MAY, 27, 2009


Acrilyc on preexisting drawings and black and with photograph


What remains.

A black-and-white photograph and two walls covered with paper sheets painted black occupy the space.
In this installation by Pedro Gomes, we perceive the traces of his artistic practice as a glimpse, a look at something that remains, that has survived his working process.
In the artist’s work, the perforated surface reveals the colour painted on the paper sheet’s reverse, presentifying images, symbols and icons that invite us to a game of recognition, the origin of which lies in the studio’s unrelenting labour.

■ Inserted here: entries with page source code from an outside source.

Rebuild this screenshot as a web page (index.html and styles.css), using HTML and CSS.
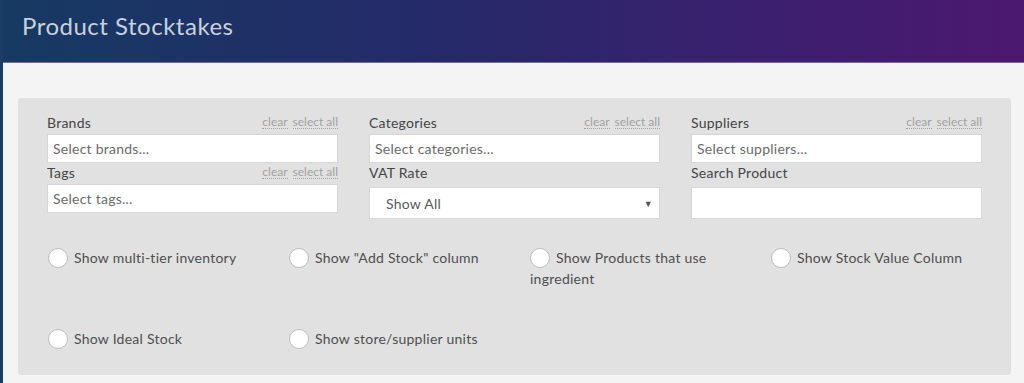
FILE: index.html
```html
<!DOCTYPE html>
<html lang="en">
<head>
    <meta charset="UTF-8">
    <meta name="viewport" content="width=device-width, initial-scale=1.0">
    <title>Product Stocktakes</title>
    <link rel="stylesheet" href="styles.css">
</head>
<body>
    <header class="page-header">
        <h1>Product Stocktakes</h1>
    </header>

    <main class="page-content">
        <div class="filter-panel">
            <div class="filter-grid">
                <div class="field">
                    <div class="field-head">
                        <label>Brands</label>
                        <span class="links"><a>clear</a><a>select all</a></span>
                    </div>
                    <div class="picker">Select brands...</div>
                </div>
                <div class="field">
                    <div class="field-head">
                        <label>Categories</label>
                        <span class="links"><a>clear</a><a>select all</a></span>
                    </div>
                    <div class="picker">Select categories...</div>
                </div>
                <div class="field">
                    <div class="field-head">
                        <label>Suppliers</label>
                        <span class="links"><a>clear</a><a>select all</a></span>
                    </div>
                    <div class="picker">Select suppliers...</div>
                </div>

                <div class="field">
                    <div class="field-head">
                        <label>Tags</label>
                        <span class="links"><a>clear</a><a>select all</a></span>
                    </div>
                    <div class="picker">Select tags...</div>
                </div>
                <div class="field">
                    <div class="field-head">
                        <label>VAT Rate</label>
                    </div>
                    <div class="select-box">
                        <span>Show All</span>
                        <span class="caret">&#9660;</span>
                    </div>
                </div>
                <div class="field">
                    <div class="field-head">
                        <label>Search Product</label>
                    </div>
                    <input type="text" class="text-input">
                </div>
            </div>

            <div class="option-grid">
                <div class="option"><span class="radio"></span>Show multi-tier inventory</div>
                <div class="option"><span class="radio"></span>Show "Add Stock" column</div>
                <div class="option"><span class="radio"></span>Show Products that use ingredient</div>
                <div class="option"><span class="radio"></span>Show Stock Value Column</div>
                <div class="option"><span class="radio"></span>Show Ideal Stock</div>
                <div class="option"><span class="radio"></span>Show store/supplier units</div>
            </div>
        </div>
    </main>
</body>
</html>
```

FILE: styles.css
```css
html, body {
    overflow: hidden;
}
body {
    margin: 0;
    font-family: 'Lato', 'Noto Sans', sans-serif;
    background: #f4f4f5;
    border-left: 3px solid #1b3d63;
    min-height: 100vh;
    box-sizing: border-box;
    letter-spacing: 0.25px;
}
.page-header {
    height: 63px;
    background: linear-gradient(90deg, #163a62 0%, #26296a 45%, #3c1f6e 75%, #4c196f 100%);
    border-bottom: 1px solid #7a6a96;
    box-sizing: border-box;
    margin-left: -3px;
    padding-left: 22px;
}
.page-header h1 {
    margin: 0;
    padding-top: 11px;
    font-size: 24px;
    font-weight: 400;
    color: #c9d1dd;
    letter-spacing: 0.5px;
}
.page-content {
    padding: 35px 13px 0 15px;
}
.filter-panel {
    background: #e1e1e1;
    border-radius: 3px;
    padding: 15px 30px 20px 29px;
    height: 277px;
    box-sizing: border-box;
}
.filter-grid {
    display: grid;
    grid-template-columns: repeat(3, 291px);
    column-gap: 31px;
}
.field-head {
    display: flex;
    justify-content: space-between;
    align-items: flex-end;
    height: 21px;
}
.field-head label {
    font-size: 14px;
    color: #454545;
    line-height: 18px;
    margin-bottom: 2px;
}
.links {
    font-size: 12px;
    color: #a2a2a2;
    line-height: 18px;
    margin-bottom: 3px;
    letter-spacing: 0;
}
.links a {
    border-bottom: 1px dotted #a2a2a2;
    line-height: 13px;
    display: inline-block;
}
.links a + a {
    margin-left: 5px;
}
.picker {
    height: 29px;
    background: #fff;
    border: 1px solid #d6d6d6;
    box-sizing: border-box;
    padding-left: 5px;
    font-size: 14px;
    line-height: 27px;
    color: #6a6a6a;
}
.select-box {
    height: 32px;
    margin-top: 3px;
    background: #fff;
    border: 1px solid #d6d6d6;
    box-sizing: border-box;
    padding: 0 6px 0 16px;
    display: flex;
    justify-content: space-between;
    align-items: center;
    font-size: 14px;
    color: #5a5a5a;
}
.caret {
    font-size: 9px;
    color: #555;
}
.text-input {
    display: block;
    width: 100%;
    height: 32px;
    margin: 3px 0 0;
    background: #fff;
    border: 1px solid #d6d6d6;
    box-sizing: border-box;
}
.option-grid {
    display: grid;
    grid-template-columns: repeat(4, 241px);
    grid-template-rows: 81px auto;
    margin-top: 28px;
    margin-left: 1px;
}
.option {
    font-size: 14px;
    color: #4f4f4f;
    line-height: 21px;
    padding-right: 20px;
}
.radio {
    display: inline-block;
    width: 18px;
    height: 18px;
    border: 1px solid #bdbdbd;
    border-radius: 50%;
    background: #fff;
    vertical-align: -5px;
    margin-right: 6px;
}
```
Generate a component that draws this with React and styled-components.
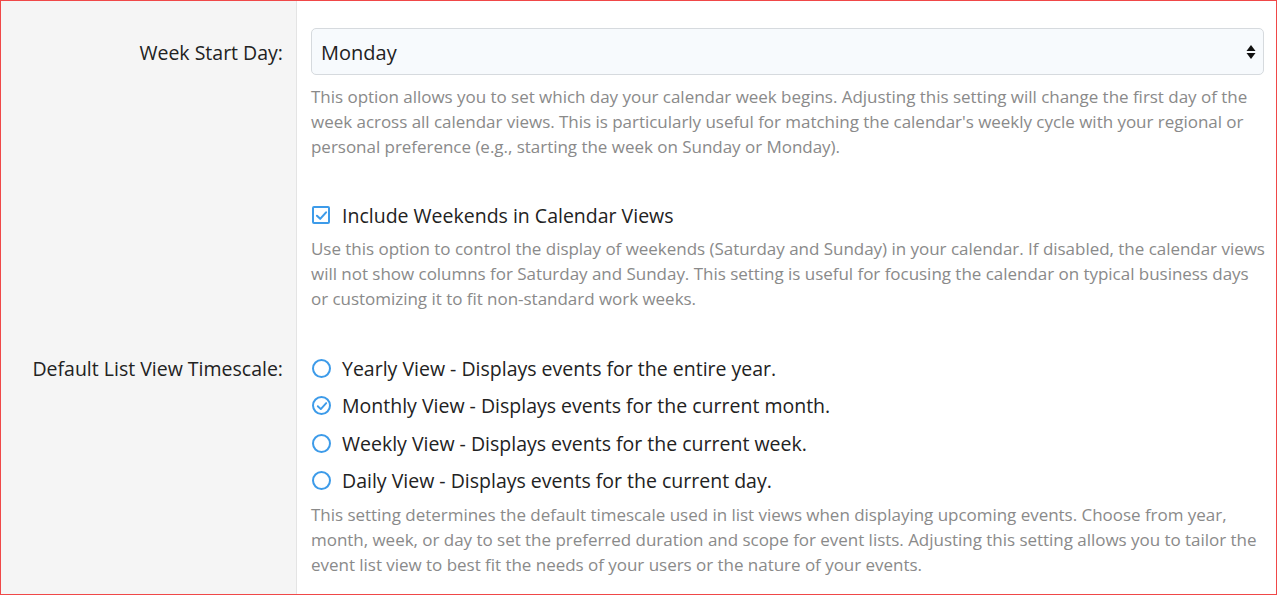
import React from "react";
import styled, { createGlobalStyle } from "styled-components";

const Global = createGlobalStyle`
  html, body { margin: 0; padding: 0; background: #fff; }
  body { font-family: "Open Sans", "Noto Sans", sans-serif; }
  * { box-sizing: border-box; }
`;

const Frame = styled.div`
  width: 1277px;
  height: 595px;
  border: 1px solid #f04848;
  overflow: hidden;
  display: grid;
  grid-template-columns: 296px 1fr;
  grid-template-rows: auto auto 1fr;
`;

const LabelCell = styled.div`
  background: #f5f5f5;
  border-right: 1px solid #e4e4e4;
  padding: ${(p) => p.$top}px 13px 0 0;
  text-align: right;
  font-size: 19.5px;
  line-height: 30px;
  color: #222;
`;

const Content = styled.div`
  padding: ${(p) => p.$top}px 12px 0 14px;
`;

const SelectBox = styled.div`
  height: 47px;
  border: 1px solid #d6dade;
  border-radius: 5px;
  background: #f7fafd;
  display: flex;
  align-items: center;
  justify-content: space-between;
  padding: 1px 7px 0 9px;
  font-size: 20px;
  color: #222;
`;

const Help = styled.p`
  margin: ${(p) => p.$mt}px -2px 0 0;
  font-size: 17px;
  line-height: 25px;
  letter-spacing: -0.03px;
  color: #8a8a8a;
`;

const OptionRow = styled.label`
  display: flex;
  align-items: center;
  gap: 11px;
  height: ${(p) => p.$h}px;
  font-size: 19.5px;
  color: #222;
  padding-left: 1px;
`;

const Box = styled.span`
  width: 18px;
  height: 18px;
  margin-right: 1px;
  border: 2px solid #3d9be9;
  border-radius: 2px;
  display: inline-flex;
  align-items: center;
  justify-content: center;
  flex: none;
`;

const Circle = styled.span`
  width: 19px;
  height: 19px;
  border: 2px solid #3d9be9;
  border-radius: 50%;
  display: inline-flex;
  align-items: center;
  justify-content: center;
  flex: none;
`;

const Check = ({ size = 12 }) => (
  <svg width={size} height={size} viewBox="0 0 12 12">
    <path d="M1.8 6.2 L4.8 9.1 L10.2 3.1" fill="none" stroke="#3d9be9" strokeWidth="1.9" strokeLinecap="round" strokeLinejoin="round" />
  </svg>
);

const Arrows = () => (
  <svg width="10" height="16" viewBox="0 0 10 16">
    <path d="M5 1 L9.5 7 H0.5 Z" fill="#111" />
    <path d="M5 15 L9.5 9 H0.5 Z" fill="#111" />
  </svg>
);

const options = [
  { t: "Yearly View - Displays events for the entire year.", c: false },
  { t: "Monthly View - Displays events for the current month.", c: true },
  { t: "Weekly View - Displays events for the current week.", c: false },
  { t: "Daily View - Displays events for the current day.", c: false },
];

export default function App() {
  return (
    <>
      <Global />
      <Frame>
        <LabelCell $top={37}>Week Start Day:</LabelCell>
        <Content $top={27}>
          <SelectBox>
            <span>Monday</span>
            <Arrows />
          </SelectBox>
          <Help $mt={9}>
            This option allows you to set which day your calendar week begins. Adjusting this setting will change the first day of the week across all calendar views. This is particularly useful for matching the calendar's weekly cycle with your regional or personal preference (e.g., starting the week on Sunday or Monday).
          </Help>
        </Content>

        <LabelCell $top={0} />
        <Content $top={41}>
          <OptionRow $h={30}>
            <Box><Check size={13} /></Box>
            Include Weekends in Calendar Views
          </OptionRow>
          <Help $mt={6}>
            Use this option to control the display of weekends (Saturday and Sunday) in your calendar. If disabled, the calendar views will not show columns for Saturday and Sunday. This setting is useful for focusing the calendar on typical business days or customizing it to fit non-standard work weeks.
          </Help>
        </Content>

        <LabelCell $top={43}>Default List View Timescale:</LabelCell>
        <Content $top={39}>
          {options.map((o) => (
            <OptionRow key={o.t} $h={37.3}>
              <Circle>{o.c && <Check size={12} />}</Circle>
              {o.t}
            </OptionRow>
          ))}
          <Help $mt={3}>
            This setting determines the default timescale used in list views when displaying upcoming events. Choose from year, month, week, or day to set the preferred duration and scope for event lists. Adjusting this setting allows you to tailor the event list view to best fit the needs of your users or the nature of your events.
          </Help>
        </Content>
      </Frame>
    </>
  );
}
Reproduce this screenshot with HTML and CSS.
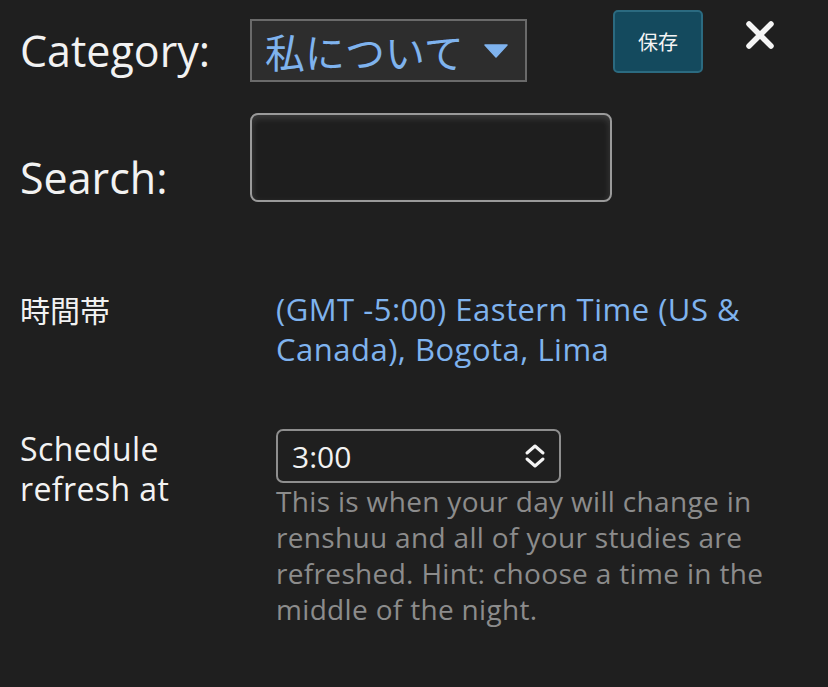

The black papers on display, like monochrome paintings on the room’s walls, present traces we recognise, but which belong to another category of Gomes’ modus operandi. These papers are the unseen part of his work, pieces that were not selected to be a part of any of the series he has produced so far. The paint that covers these sheets is thick, and bears no trace of the hand that applied it. In place of the gesture, present only in the web of perforations, or wounds burned upon the paper, we see a textured but uniform surface, dry and distant from the sensuousness usually associated with the practice of drawing.   
These black sheets were an integral part of the artist’s daily work, accumulating themselves in the studio like undated notes, like lost hours, unreadable and undecipherable as meaningless words. Disconnected moments and gestures, which over time became absurd and lost their meaning.  
These are not rejected works that were subjected to a recycling action, in order to be used in a new composition. The installation possesses a strong poetic quality, in which painting – evoked as a moment of reflection on the author’s individual practice – is present in his treatment of the photographed object and on the austere walls opposite it. In the photograph, we see a big cactus, portrayed as if it were a large tree. This depiction of an ornamental garden plant presents itself as both an allegory of the studio and the metaphor of a matrix universe, in which its revealed image, prickly and adapted to stern climates, displays an ability to resist its surroundings.   
What persists in this installation is the relationship between the author and his internal and intimate process, showing a persevering attitude in the face of something that does not need to be revaluated, simply remaining, without nostalgia, as a sign or a trace.